Another advantage of the platform from SIX is that “it can be adapted to any international standards that emerge,” Dorn adds. “That way we would make it easier for even small, highly specialized Swiss startup companies to sell their services internationally.” In April, the Handelszeitung hailed the solution from SIX, which will be rolled out initially to corporate clients, as a “milestone” for open banking in Switzerland.

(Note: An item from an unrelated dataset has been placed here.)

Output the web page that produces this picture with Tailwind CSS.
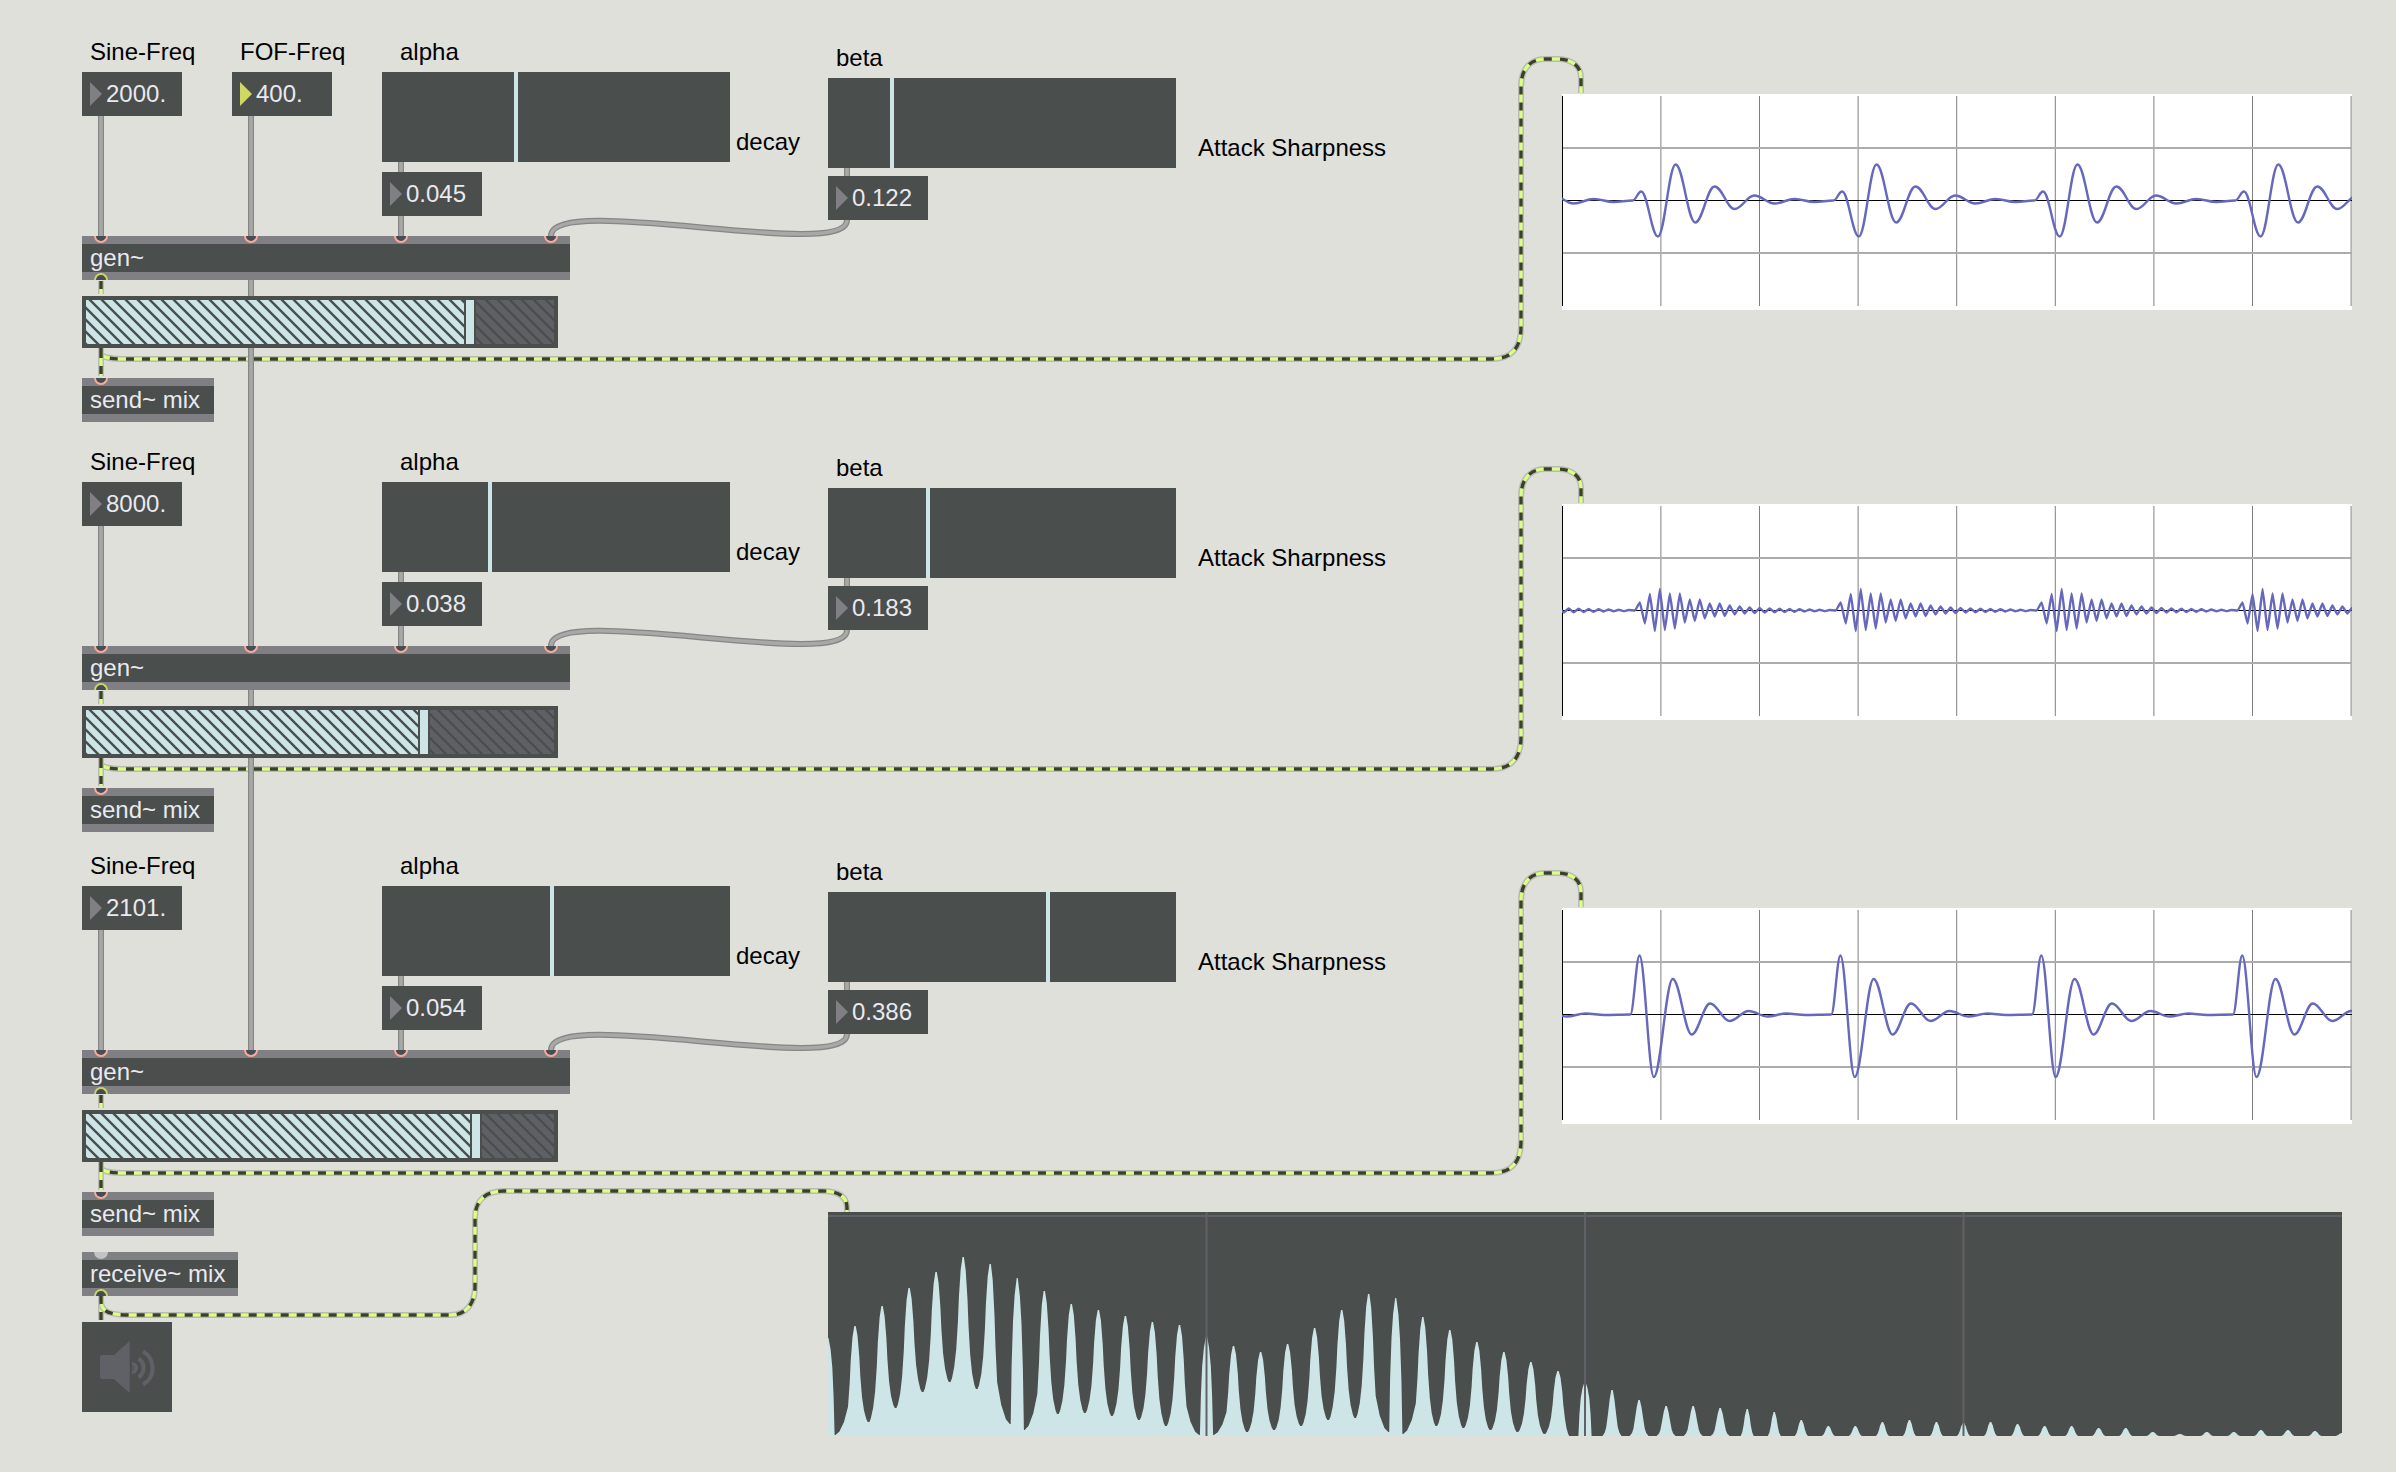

The platform went into pilot operation in July (see box below).
In an extensive report on open banking, McKinsey & Company wrote that change is rarely comfortable, but the forces of change are inevitable. “Banks are better served getting ahead of and defining the trend rather than waging a futile battle to repel it.”
Open Banking for Switzerland from SIX
SIX is bringing open banking to Switzerland on a broad scale. “With its platform, SIX will become a central hub for the sharing of data in the banking sector,” says Marco Menotti, Head Banking Services at SIX. “With it, we are laying the foundation for our platform users’ innovative products and supporting Switzerland as a financial center.” The platform went into pilot operation with Credit Suisse, UBS, and the two third-party providers (TPPs) Abacus and Klara.ch in July 2019. SIX is initially testing two services. An account information service gives TPPs access to bank account data in order to synchronize and reconcile it with companies’ accounting software. A payment service enables TPPs to automatically initiate their corporate clients’ payments at the corresponding bank. The clients then just have to release them. “We are guided by the needs of the market and our clients,” Menotti says, “and will continue to add new use cases.” The platform is scheduled to go into regular operation at the start of 2020.